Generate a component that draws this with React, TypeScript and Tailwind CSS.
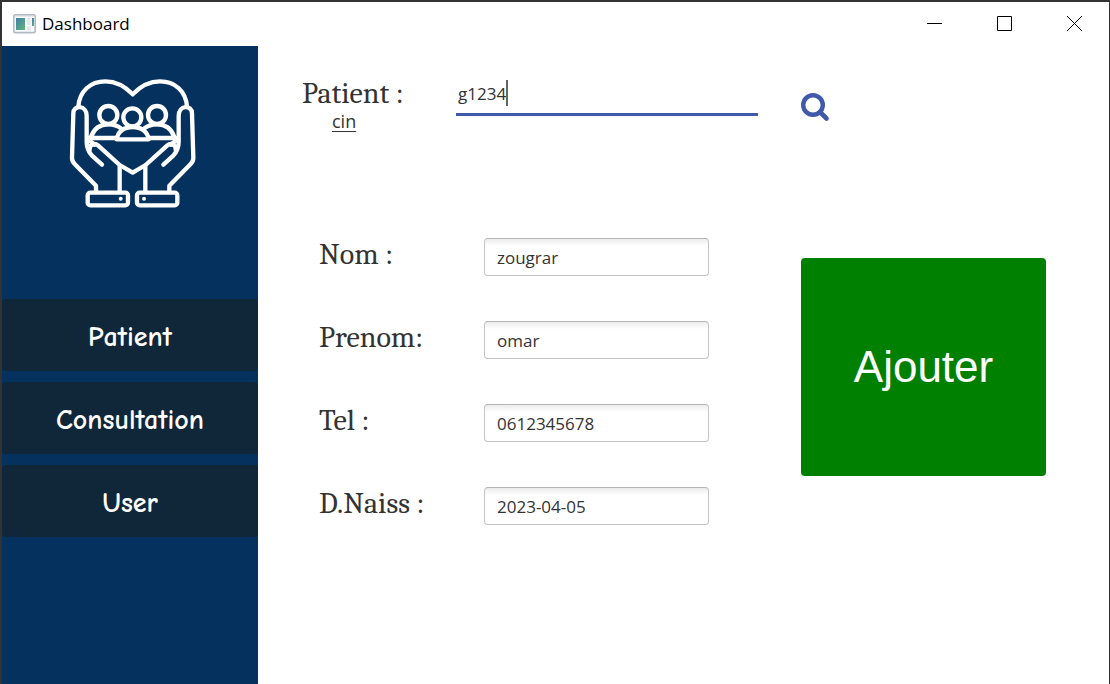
import React, { useState } from "react";

const uiFont = "font-['Segoe_UI','Open_Sans',sans-serif]";
const labelFont = "font-['Cambria','Liberation_Serif',serif]";

function AppIcon() {
  return (
    <svg width="23" height="20" viewBox="0 0 23 20" aria-hidden="true">
      <rect x="0.75" y="0.75" width="21.5" height="18" rx="1.5" fill="#e9ebf0" stroke="#b4b9c3" strokeWidth="1.5" />
      <rect x="2" y="3" width="19" height="14" fill="#f8f9fb" />
      <defs>
        <linearGradient id="pane" x1="0" y1="0" x2="1" y2="1">
          <stop offset="0" stopColor="#3d7fa6" />
          <stop offset="1" stopColor="#62b67c" />
        </linearGradient>
      </defs>
      <rect x="3" y="4" width="9" height="12" fill="url(#pane)" />
      <rect x="14" y="4" width="3.5" height="7" fill="#e4e6ea" />
      <rect x="19" y="4" width="2" height="8" fill="url(#pane)" />
      <rect x="14" y="12.5" width="4" height="4" fill="#e4e6ea" />
    </svg>
  );
}

function CareLogo() {
  return (
    <svg
      width="129"
      height="133"
      viewBox="54 51 387 399"
      fill="none"
      stroke="#ffffff"
      strokeWidth="13"
      strokeLinecap="round"
      strokeLinejoin="round"
      aria-label="Logo"
    >
      <path d="M85 140C88 94 121 64 166 64C202 64 228 82 248 103C268 82 294 64 330 64C375 64 408 94 411 140" />
      <path d="M138 393V377L74 312Q66 304 66 294L70 160C70 134 110 134 110 168V246C110 261 116 276 126 287L156 314" />
      <path d="M358 393V377L422 312Q430 304 430 294L426 160C426 134 386 134 386 168V246C386 261 380 276 370 287L340 314" />
      <path d="M119 270C117 256 132 246 144 256L209 315L248 338L287 315L352 256C364 246 379 256 377 270" />
      <path d="M116 240L134 254M380 240L362 254" />
      <path d="M209 317V393M286 317V393" />
      <circle cx="175" cy="165" r="27" />
      <circle cx="321" cy="165" r="27" />
      <circle cx="247" cy="172" r="27" />
      <path d="M118 234H198M298 234H378" />
      <path d="M124 229C132 206 151 193 175 193C190 193 203 197 213 205" />
      <path d="M372 229C364 206 345 193 321 193C306 193 293 197 283 205" />
      <path d="M200 238C203 214 223 201 248 201C273 201 293 214 296 238Z" />
      <rect x="113" y="398" width="121" height="38" rx="8" />
      <rect x="261" y="398" width="121" height="38" rx="8" />
      <circle cx="212" cy="416" r="6" fill="#ffffff" stroke="none" />
      <circle cx="282" cy="416" r="6" fill="#ffffff" stroke="none" />
    </svg>
  );
}

function TitleBar() {
  return (
    <header className="flex h-11 shrink-0 items-center justify-between bg-white">
      <div className="flex items-center gap-1.5 pl-[11px]">
        <AppIcon />
        <h1 className={`text-[17px] leading-6 text-black ${uiFont}`}>Dashboard</h1>
      </div>
      <div className="flex h-full pb-0.5">
        <button type="button" aria-label="Minimize" className="flex w-[70px] items-center justify-center">
          <svg width="15" height="15" viewBox="0 0 15 15" stroke="#000" aria-hidden="true"><path d="M0 7.5H15" /></svg>
        </button>
        <button type="button" aria-label="Maximize" className="flex w-[70px] items-center justify-center">
          <svg width="15" height="15" viewBox="0 0 15 15" fill="none" stroke="#000" aria-hidden="true"><path d="M.5 .5H14.5V14.5H.5Z" /></svg>
        </button>
        <button type="button" aria-label="Close" className="flex w-[70px] items-center justify-center">
          <svg width="15" height="15" viewBox="0 0 15 15" stroke="#000" aria-hidden="true"><path d="M0 0L15 15M15 0L0 15" /></svg>
        </button>
      </div>
    </header>
  );
}

function Sidebar() {
  return (
    <aside className="flex w-64 shrink-0 flex-col bg-[#05315e]">
      <div className="flex justify-center pt-[31px] pl-1">
        <CareLogo />
      </div>
      <nav className="mt-[89px] flex flex-col gap-[11px]">
        {["Patient", "Consultation", "User"].map((name) => (
          <button
            key={name}
            type="button"
            className="h-[72px] rounded bg-[#102639] pt-1 font-['Comic_Sans_MS','Comic_Neue','Open_Sans',sans-serif] text-[28px] leading-9 font-bold text-white"
          >
            {name}
          </button>
        ))}
      </nav>
    </aside>
  );
}

const initialFields = [
  { id: "nom", label: "Nom :", value: "zougrar" },
  { id: "prenom", label: "Prenom:", value: "omar" },
  { id: "tel", label: "Tel :", value: "0612345678" },
  { id: "naissance", label: "D.Naiss :", value: "2023-04-05" },
];

function PatientForm() {
  const [cin, setCin] = useState("g1234");
  const [fields, setFields] = useState(initialFields);

  const update = (id: string, value: string) =>
    setFields(fields.map((field) => (field.id === id ? { ...field, value } : field)));

  return (
    <form
      onSubmit={(event) => event.preventDefault()}
      className="grid grow grid-cols-[154px_minmax(0,302fr)_43px_minmax(0,245fr)] content-start pt-[30px] pr-[63px] pl-11 text-[#333]"
    >
      <label htmlFor="cin" className="flex flex-col">
        <span className={`text-[30px] leading-9 ${labelFont}`}>Patient :</span>
        <span className={`pl-[30px] text-[18px] leading-[18px] underline decoration-1 underline-offset-3 ${uiFont}`}>cin</span>
      </label>
      <div className="relative self-start pt-px">
        <input
          id="cin"
          value={cin}
          onChange={(event) => setCin(event.target.value)}
          className={`h-[39px] w-full border-b-3 border-[#4059a9] pb-1 pl-[2px] text-[17px] outline-none ${uiFont}`}
        />
        <span className="absolute top-1 left-[50px] h-[26px] w-[2px] bg-[#666]" />
      </div>
      <button type="submit" aria-label="Rechercher" className="col-start-4 mt-4 self-start justify-self-start">
        <svg width="29" height="30" viewBox="0 0 29 30" fill="none" stroke="#4059a9" aria-hidden="true">
          <circle cx="12" cy="13" r="9.8" strokeWidth="4.4" />
          <path d="M19 20L25.5 26.5" strokeWidth="4.6" strokeLinecap="round" />
        </svg>
      </button>

      <div className="col-span-2 mt-[108px] flex flex-col gap-[45px]">
        {fields.map((field) => (
          <div key={field.id} className="grid grid-cols-[165px_minmax(0,1fr)] items-start pr-[49px] pl-[17px]">
            <label htmlFor={field.id} className={`text-[30px] leading-[34px] ${labelFont}`}>
              {field.label}
            </label>
            <input
              id={field.id}
              value={field.value}
              onChange={(event) => update(field.id, event.target.value)}
              className={`h-[38px] w-full rounded border border-[#c4c4c4] border-t-[#b5b5b5] bg-linear-to-b from-[#ececec] to-white to-20% px-3 text-[17px] outline-none ${uiFont}`}
            />
          </div>
        ))}
      </div>
      <button
        type="submit"
        className="col-start-4 mt-[128px] h-[218px] rounded bg-[#008000] font-['Arial','Liberation_Sans',sans-serif] text-[44px] text-white"
      >
        Ajouter
      </button>
    </form>
  );
}

export default function App() {
  return (
    <div className="flex min-h-screen flex-col border-t-2 border-r border-l-2 border-[#333] bg-white">
      <TitleBar />
      <div className="flex grow">
        <Sidebar />
        <main className="flex min-w-0 grow">
          <PatientForm />
        </main>
      </div>
    </div>
  );
}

──────────────────────────────

**GOAL**
Please write out all of the material above without changing a word, and omit any pictures.

**FINAL RESULT**
Generate a component that draws this with React, TypeScript and Tailwind CSS.
import React, { useState } from "react";

const uiFont = "font-['Segoe_UI','Open_Sans',sans-serif]";
const labelFont = "font-['Cambria','Liberation_Serif',serif]";

function AppIcon() {
  return (
    <svg width="23" height="20" viewBox="0 0 23 20" aria-hidden="true">
      <rect x="0.75" y="0.75" width="21.5" height="18" rx="1.5" fill="#e9ebf0" stroke="#b4b9c3" strokeWidth="1.5" />
      <rect x="2" y="3" width="19" height="14" fill="#f8f9fb" />
      <defs>
        <linearGradient id="pane" x1="0" y1="0" x2="1" y2="1">
          <stop offset="0" stopColor="#3d7fa6" />
          <stop offset="1" stopColor="#62b67c" />
        </linearGradient>
      </defs>
      <rect x="3" y="4" width="9" height="12" fill="url(#pane)" />
      <rect x="14" y="4" width="3.5" height="7" fill="#e4e6ea" />
      <rect x="19" y="4" width="2" height="8" fill="url(#pane)" />
      <rect x="14" y="12.5" width="4" height="4" fill="#e4e6ea" />
    </svg>
  );
}

function CareLogo() {
  return (
    <svg
      width="129"
      height="133"
      viewBox="54 51 387 399"
      fill="none"
      stroke="#ffffff"
      strokeWidth="13"
      strokeLinecap="round"
      strokeLinejoin="round"
      aria-label="Logo"
    >
      <path d="M85 140C88 94 121 64 166 64C202 64 228 82 248 103C268 82 294 64 330 64C375 64 408 94 411 140" />
      <path d="M138 393V377L74 312Q66 304 66 294L70 160C70 134 110 134 110 168V246C110 261 116 276 126 287L156 314" />
      <path d="M358 393V377L422 312Q430 304 430 294L426 160C426 134 386 134 386 168V246C386 261 380 276 370 287L340 314" />
      <path d="M119 270C117 256 132 246 144 256L209 315L248 338L287 315L352 256C364 246 379 256 377 270" />
      <path d="M116 240L134 254M380 240L362 254" />
      <path d="M209 317V393M286 317V393" />
      <circle cx="175" cy="165" r="27" />
      <circle cx="321" cy="165" r="27" />
      <circle cx="247" cy="172" r="27" />
      <path d="M118 234H198M298 234H378" />
      <path d="M124 229C132 206 151 193 175 193C190 193 203 197 213 205" />
      <path d="M372 229C364 206 345 193 321 193C306 193 293 197 283 205" />
      <path d="M200 238C203 214 223 201 248 201C273 201 293 214 296 238Z" />
      <rect x="113" y="398" width="121" height="38" rx="8" />
      <rect x="261" y="398" width="121" height="38" rx="8" />
      <circle cx="212" cy="416" r="6" fill="#ffffff" stroke="none" />
      <circle cx="282" cy="416" r="6" fill="#ffffff" stroke="none" />
    </svg>
  );
}

function TitleBar() {
  return (
    <header className="flex h-11 shrink-0 items-center justify-between bg-white">
      <div className="flex items-center gap-1.5 pl-[11px]">
        <AppIcon />
        <h1 className={`text-[17px] leading-6 text-black ${uiFont}`}>Dashboard</h1>
      </div>
      <div className="flex h-full pb-0.5">
        <button type="button" aria-label="Minimize" className="flex w-[70px] items-center justify-center">
          <svg width="15" height="15" viewBox="0 0 15 15" stroke="#000" aria-hidden="true"><path d="M0 7.5H15" /></svg>
        </button>
        <button type="button" aria-label="Maximize" className="flex w-[70px] items-center justify-center">
          <svg width="15" height="15" viewBox="0 0 15 15" fill="none" stroke="#000" aria-hidden="true"><path d="M.5 .5H14.5V14.5H.5Z" /></svg>
        </button>
        <button type="button" aria-label="Close" className="flex w-[70px] items-center justify-center">
          <svg width="15" height="15" viewBox="0 0 15 15" stroke="#000" aria-hidden="true"><path d="M0 0L15 15M15 0L0 15" /></svg>
        </button>
      </div>
    </header>
  );
}

function Sidebar() {
  return (
    <aside className="flex w-64 shrink-0 flex-col bg-[#05315e]">
      <div className="flex justify-center pt-[31px] pl-1">
        <CareLogo />
      </div>
      <nav className="mt-[89px] flex flex-col gap-[11px]">
        {["Patient", "Consultation", "User"].map((name) => (
          <button
            key={name}
            type="button"
            className="h-[72px] rounded bg-[#102639] pt-1 font-['Comic_Sans_MS','Comic_Neue','Open_Sans',sans-serif] text-[28px] leading-9 font-bold text-white"
          >
            {name}
          </button>
        ))}
      </nav>
    </aside>
  );
}

const initialFields = [
  { id: "nom", label: "Nom :", value: "zougrar" },
  { id: "prenom", label: "Prenom:", value: "omar" },
  { id: "tel", label: "Tel :", value: "0612345678" },
  { id: "naissance", label: "D.Naiss :", value: "2023-04-05" },
];

function PatientForm() {
  const [cin, setCin] = useState("g1234");
  const [fields, setFields] = useState(initialFields);

  const update = (id: string, value: string) =>
    setFields(fields.map((field) => (field.id === id ? { ...field, value } : field)));

  return (
    <form
      onSubmit={(event) => event.preventDefault()}
      className="grid grow grid-cols-[154px_minmax(0,302fr)_43px_minmax(0,245fr)] content-start pt-[30px] pr-[63px] pl-11 text-[#333]"
    >
      <label htmlFor="cin" className="flex flex-col">
        <span className={`text-[30px] leading-9 ${labelFont}`}>Patient :</span>
        <span className={`pl-[30px] text-[18px] leading-[18px] underline decoration-1 underline-offset-3 ${uiFont}`}>cin</span>
      </label>
      <div className="relative self-start pt-px">
        <input
          id="cin"
          value={cin}
          onChange={(event) => setCin(event.target.value)}
          className={`h-[39px] w-full border-b-3 border-[#4059a9] pb-1 pl-[2px] text-[17px] outline-none ${uiFont}`}
        />
        <span className="absolute top-1 left-[50px] h-[26px] w-[2px] bg-[#666]" />
      </div>
      <button type="submit" aria-label="Rechercher" className="col-start-4 mt-4 self-start justify-self-start">
        <svg width="29" height="30" viewBox="0 0 29 30" fill="none" stroke="#4059a9" aria-hidden="true">
          <circle cx="12" cy="13" r="9.8" strokeWidth="4.4" />
          <path d="M19 20L25.5 26.5" strokeWidth="4.6" strokeLinecap="round" />
        </svg>
      </button>

      <div className="col-span-2 mt-[108px] flex flex-col gap-[45px]">
        {fields.map((field) => (
          <div key={field.id} className="grid grid-cols-[165px_minmax(0,1fr)] items-start pr-[49px] pl-[17px]">
            <label htmlFor={field.id} className={`text-[30px] leading-[34px] ${labelFont}`}>
              {field.label}
            </label>
            <input
              id={field.id}
              value={field.value}
              onChange={(event) => update(field.id, event.target.value)}
              className={`h-[38px] w-full rounded border border-[#c4c4c4] border-t-[#b5b5b5] bg-linear-to-b from-[#ececec] to-white to-20% px-3 text-[17px] outline-none ${uiFont}`}
            />
          </div>
        ))}
      </div>
      <button
        type="submit"
        className="col-start-4 mt-[128px] h-[218px] rounded bg-[#008000] font-['Arial','Liberation_Sans',sans-serif] text-[44px] text-white"
      >
        Ajouter
      </button>
    </form>
  );
}

export default function App() {
  return (
    <div className="flex min-h-screen flex-col border-t-2 border-r border-l-2 border-[#333] bg-white">
      <TitleBar />
      <div className="flex grow">
        <Sidebar />
        <main className="flex min-w-0 grow">
          <PatientForm />
        </main>
      </div>
    </div>
  );
}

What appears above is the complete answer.